Four Lakes residences enters 22nd year as solar energy powerhouse

By CARA LORELLO

Staff Reporter

Bill Wynd is what most would call environmentally conscious, and a visit to his 50-acre residence near Four Lakes, a few miles south of the busy lanes of Interstate 90, indicates that this is quite true.

Much of his home's acreage is rehabilitation property protected under a federal conservation reserve program (CRP), in which landowners raise and maintain a certain number of plant and wildlife species on designated parcels rented from the government for up to 10 years at a time.

The vegetation is a motley group of native and non-native plants and trees, such as Ponderosa pine, wild rose and Siberian pea to name a few. Over the last two decades, Wynd has raised and released wild pheasants, new breeds of quail and Hungarian partridges.

And it's only been during the last 20 years or so that Wynd said he's become increasingly aware of the ever-growing encroachment of industrial sprawl to the countryside and the long-term impacts this has to the world's natural environment.

“I've come to realize that we live on a very fragile planet, probably now more than ever,” Wynd said last Wednesday inside one of his home's two solarium rooms he and his wife built while remodeling their home in 1985.

The house is actually the second, more obvious indication of Wynd's conservationist nature, with its high windows that take up most of the upper and lower level stories of the residence's south end.

The solarium rooms Wynd partially financed through a government energy conservation grant program issued through local power company Inland Power and Light, which earned him an $8,000 tax credit on his home that year.

Both the credit and savings the solar rooms did for the house's energy bill came in handy, as the couple's remodeling job ended up taking two whole years to complete.

“We tore off the entire second story to put a new one in, and added a whole new roof on the second story,” Wynd said of the reconstruction.

At the time, there was some pretty widespread interest in adding energy efficient rooms in home construction, and several residents in the area ended up taking advantage of government incentives to add these structures to their property.
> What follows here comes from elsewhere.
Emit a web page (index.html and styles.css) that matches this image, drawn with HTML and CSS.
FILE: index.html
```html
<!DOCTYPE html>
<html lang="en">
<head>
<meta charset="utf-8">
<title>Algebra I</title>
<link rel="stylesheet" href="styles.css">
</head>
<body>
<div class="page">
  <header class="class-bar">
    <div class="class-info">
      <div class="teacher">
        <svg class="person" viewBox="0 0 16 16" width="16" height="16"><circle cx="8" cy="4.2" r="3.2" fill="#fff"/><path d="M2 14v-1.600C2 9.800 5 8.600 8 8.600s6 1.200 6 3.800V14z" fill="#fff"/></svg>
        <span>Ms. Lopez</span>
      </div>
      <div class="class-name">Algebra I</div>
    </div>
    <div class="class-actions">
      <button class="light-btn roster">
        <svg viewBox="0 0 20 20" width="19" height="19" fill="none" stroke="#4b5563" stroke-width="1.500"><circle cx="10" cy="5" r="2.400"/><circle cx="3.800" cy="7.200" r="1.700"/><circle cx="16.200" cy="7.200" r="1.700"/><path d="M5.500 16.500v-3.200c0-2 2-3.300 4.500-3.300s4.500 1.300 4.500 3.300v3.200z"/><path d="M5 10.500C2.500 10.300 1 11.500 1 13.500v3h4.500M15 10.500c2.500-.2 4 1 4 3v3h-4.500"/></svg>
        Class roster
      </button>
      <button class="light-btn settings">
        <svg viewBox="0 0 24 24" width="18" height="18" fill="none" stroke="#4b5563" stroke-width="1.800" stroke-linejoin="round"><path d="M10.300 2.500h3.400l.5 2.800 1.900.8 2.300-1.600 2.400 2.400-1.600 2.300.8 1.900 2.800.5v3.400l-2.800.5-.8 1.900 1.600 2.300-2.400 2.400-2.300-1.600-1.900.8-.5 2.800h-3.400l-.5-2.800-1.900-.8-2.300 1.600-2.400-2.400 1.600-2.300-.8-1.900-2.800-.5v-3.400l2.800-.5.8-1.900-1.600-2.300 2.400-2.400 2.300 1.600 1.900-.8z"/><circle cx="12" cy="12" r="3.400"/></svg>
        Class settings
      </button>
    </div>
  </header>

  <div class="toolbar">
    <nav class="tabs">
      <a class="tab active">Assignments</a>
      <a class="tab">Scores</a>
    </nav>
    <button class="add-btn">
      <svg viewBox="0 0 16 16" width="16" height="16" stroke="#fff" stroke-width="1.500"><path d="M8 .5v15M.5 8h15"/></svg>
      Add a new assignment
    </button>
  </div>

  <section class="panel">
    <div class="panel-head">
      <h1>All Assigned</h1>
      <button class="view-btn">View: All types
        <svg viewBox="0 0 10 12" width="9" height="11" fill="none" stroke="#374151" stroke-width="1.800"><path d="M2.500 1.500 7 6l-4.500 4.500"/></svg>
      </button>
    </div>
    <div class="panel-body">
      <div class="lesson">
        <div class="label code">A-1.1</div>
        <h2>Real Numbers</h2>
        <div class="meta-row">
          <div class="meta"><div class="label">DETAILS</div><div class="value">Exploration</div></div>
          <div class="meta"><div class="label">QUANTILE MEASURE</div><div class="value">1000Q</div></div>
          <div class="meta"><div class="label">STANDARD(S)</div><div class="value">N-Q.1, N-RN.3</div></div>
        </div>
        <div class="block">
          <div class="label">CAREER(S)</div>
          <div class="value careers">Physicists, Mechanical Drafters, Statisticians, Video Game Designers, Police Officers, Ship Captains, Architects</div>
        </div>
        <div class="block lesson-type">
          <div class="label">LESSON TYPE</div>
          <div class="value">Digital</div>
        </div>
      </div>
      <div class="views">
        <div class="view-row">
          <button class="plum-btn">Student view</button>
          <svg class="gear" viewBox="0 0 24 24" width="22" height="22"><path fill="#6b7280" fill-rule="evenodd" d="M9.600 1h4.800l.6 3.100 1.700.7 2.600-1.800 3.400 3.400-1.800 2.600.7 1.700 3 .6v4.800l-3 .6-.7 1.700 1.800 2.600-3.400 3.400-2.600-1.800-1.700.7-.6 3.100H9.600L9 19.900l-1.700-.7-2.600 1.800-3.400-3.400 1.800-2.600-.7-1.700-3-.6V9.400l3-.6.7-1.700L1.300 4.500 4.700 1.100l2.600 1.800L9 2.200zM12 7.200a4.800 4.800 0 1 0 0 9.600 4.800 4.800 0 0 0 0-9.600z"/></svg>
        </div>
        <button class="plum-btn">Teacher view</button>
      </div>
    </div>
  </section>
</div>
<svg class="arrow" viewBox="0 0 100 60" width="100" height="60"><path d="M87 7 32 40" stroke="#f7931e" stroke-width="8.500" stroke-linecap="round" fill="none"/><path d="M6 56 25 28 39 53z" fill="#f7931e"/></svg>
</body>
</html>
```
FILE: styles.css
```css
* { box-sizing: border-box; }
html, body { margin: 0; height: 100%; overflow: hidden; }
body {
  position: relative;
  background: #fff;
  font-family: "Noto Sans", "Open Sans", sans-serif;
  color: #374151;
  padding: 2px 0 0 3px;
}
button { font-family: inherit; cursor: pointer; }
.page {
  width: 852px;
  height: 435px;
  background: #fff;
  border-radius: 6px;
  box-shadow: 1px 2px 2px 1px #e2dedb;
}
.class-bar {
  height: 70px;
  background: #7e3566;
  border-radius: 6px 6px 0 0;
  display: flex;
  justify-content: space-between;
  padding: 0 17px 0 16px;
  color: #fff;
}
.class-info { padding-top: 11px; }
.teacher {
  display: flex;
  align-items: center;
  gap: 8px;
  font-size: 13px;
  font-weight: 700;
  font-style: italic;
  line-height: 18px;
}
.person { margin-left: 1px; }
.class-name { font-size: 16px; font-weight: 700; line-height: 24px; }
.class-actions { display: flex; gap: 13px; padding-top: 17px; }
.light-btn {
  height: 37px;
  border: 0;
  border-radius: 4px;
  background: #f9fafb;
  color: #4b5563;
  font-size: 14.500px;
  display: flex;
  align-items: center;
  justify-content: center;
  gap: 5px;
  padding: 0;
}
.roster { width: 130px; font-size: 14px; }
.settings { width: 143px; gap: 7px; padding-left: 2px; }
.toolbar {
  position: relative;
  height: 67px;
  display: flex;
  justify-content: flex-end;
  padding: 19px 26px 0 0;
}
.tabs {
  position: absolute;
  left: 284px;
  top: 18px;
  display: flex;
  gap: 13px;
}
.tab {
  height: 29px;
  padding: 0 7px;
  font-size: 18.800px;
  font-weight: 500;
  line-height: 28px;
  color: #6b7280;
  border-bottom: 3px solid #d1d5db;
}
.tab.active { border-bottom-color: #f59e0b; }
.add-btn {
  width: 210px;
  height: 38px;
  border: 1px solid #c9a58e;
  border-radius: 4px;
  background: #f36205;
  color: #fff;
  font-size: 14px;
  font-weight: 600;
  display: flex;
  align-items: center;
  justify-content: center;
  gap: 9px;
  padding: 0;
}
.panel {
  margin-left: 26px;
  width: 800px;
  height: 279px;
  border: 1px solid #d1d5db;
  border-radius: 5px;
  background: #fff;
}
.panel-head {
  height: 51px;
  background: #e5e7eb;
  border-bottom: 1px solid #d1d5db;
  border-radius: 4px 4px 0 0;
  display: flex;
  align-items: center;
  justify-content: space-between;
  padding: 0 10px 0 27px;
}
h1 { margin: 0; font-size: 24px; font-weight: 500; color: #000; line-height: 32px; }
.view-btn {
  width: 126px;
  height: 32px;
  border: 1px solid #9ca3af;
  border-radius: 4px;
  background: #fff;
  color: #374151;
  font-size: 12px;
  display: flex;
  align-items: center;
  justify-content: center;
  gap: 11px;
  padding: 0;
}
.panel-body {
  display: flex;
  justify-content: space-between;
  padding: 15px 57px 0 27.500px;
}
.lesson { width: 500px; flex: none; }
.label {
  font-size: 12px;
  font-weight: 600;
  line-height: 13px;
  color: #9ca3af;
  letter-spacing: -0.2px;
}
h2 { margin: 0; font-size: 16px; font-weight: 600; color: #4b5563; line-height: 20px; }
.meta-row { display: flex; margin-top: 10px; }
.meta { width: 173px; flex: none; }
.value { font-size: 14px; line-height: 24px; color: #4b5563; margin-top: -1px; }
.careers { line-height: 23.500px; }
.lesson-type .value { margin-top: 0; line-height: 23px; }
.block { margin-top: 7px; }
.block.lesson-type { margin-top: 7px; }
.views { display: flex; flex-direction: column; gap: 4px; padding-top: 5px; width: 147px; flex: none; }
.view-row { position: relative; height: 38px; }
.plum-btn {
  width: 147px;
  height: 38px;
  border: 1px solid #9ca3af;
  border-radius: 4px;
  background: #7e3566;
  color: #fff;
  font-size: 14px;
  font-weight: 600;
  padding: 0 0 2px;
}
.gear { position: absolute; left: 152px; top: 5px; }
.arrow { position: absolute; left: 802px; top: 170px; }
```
Wynd said it would be nice to see continuation of such trends nowadays.

“I don't know why more people aren't doing this, the [energy-saving] benefits being as rewarding as they are,” he said. “When we first moved here, the government was spending quite a bit of money on this program.”

On this mid-March afternoon, temperatures are in the low 30s, the wind is strong and the sky is mostly light gray.

Sun rays shine sporadically through a thick, uniform blanket of stratus clouds. But in the solarium, the smallest bit of prolonged sunshine is all that's needed to fill the room with a dense, all-over feeling of warmth that's both comforting and odd at the same time in contrast to the picture outside.

“The response is almost instantaneous,” Wynd said, explaining how the fiberglass sill sealed-window panes facing direct sun absorb a significant degree of heat in small amounts of time.

Sunrays reflected on the opposite wall of the room need to reach only about 6 inches above the floors before temperatures are strong enough to heat the entire room and filter through into the next.

“The key is to have sun come in without breaking,” Wynd said. “When the sun hits the window, inside the glass is a special film that's reflected back and the heat stays inside.

The distance outside to inside and the length of the windows are critical to reaching maximum sun exposure.”

The windows also have custom-made curtains, or as Wynd refers to them “quilts,” with a dual functionality for insulation, as well as heat deflection for when temperatures get too warm.

The lower solar room contains special flooring that acts as a heat sink as well. It was the perfect space to put a Jacuzzi and wicker furniture set, as well as a large number of plants.

Wynd said one of his wife's favorite hobbies was raising several different kinds of plants and flowers, which are kept several months out of the year in the solarium where temperatures allowed many to flourish during a time they would typically die back and remain dormant until spring.

That's just the tip of the iceberg when it comes to the conservation benefits of using solar energy.

It's mostly why Wynd continues to use the resources he's acquired over the last 22 years in all possible ways.

“That, and for the convenience and pleasure of having them…I use them whenever I can as much as I can when the sun is out. It's very well worth it, and it pays for itself,” he said.